Compare that to lower-league football, where pressure might be about getting promoted, staying up, or simply grinding out results with whatever tools you’ve got. It’s still pressure, but it’s not the same weekly requirement to break down a set defence and make the game look comfortable.


Why wide players look different at different clubs

This is where the point about a Motherwell winger is fair. Motherwell, like plenty of sides outside the very top, often get matches where the opposition are willing to come out and play. That changes everything for wide men. If a team steps up and attacks you, you’ll naturally find more space out wide, more transition moments, and more chances to run into grass on the counter.

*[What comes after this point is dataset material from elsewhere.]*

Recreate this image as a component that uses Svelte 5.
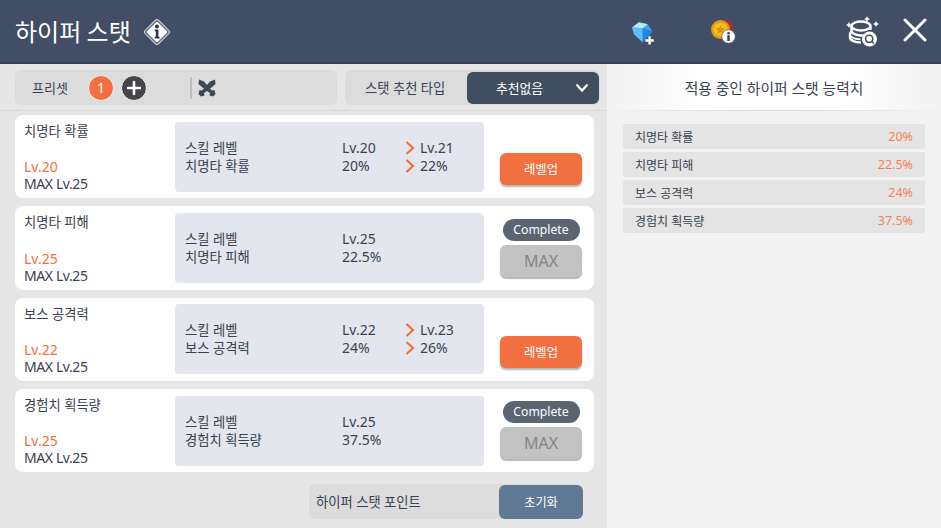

At Rangers it can be the opposite. You’re facing a low block, there’s less room to sprint into, and you’re asked to beat a man from a standing start. That’s a completely different profile test. A winger can look electric in open games and then look ordinary when they’re squeezed into tight areas with two bodies waiting on them.


Centre-forwards and the “tight space” reality

The same applies to strikers. If you’re talking about someone like Naderi coming from the German lower leagues, it’s worth remembering that strikers there often don’t get much space either. Games can be physical, compact, and you’re expected to play with defenders on your back, take the ball in close quarters, and act as a focal point rather than live off big chances.

So yes, moving to Rangers is a step up, no question. But the step up isn’t just about quality. It’s also about what you’re asked to do: constant scrutiny, fewer easy moments, and a big demand to turn half-chances into goals.

And that’s the key bit for me. If a player wants the jump to a club chasing continental competition and the sort of exposure that can bring, they need to be ready for the trade-off. Less space. More responsibility. And no hiding place.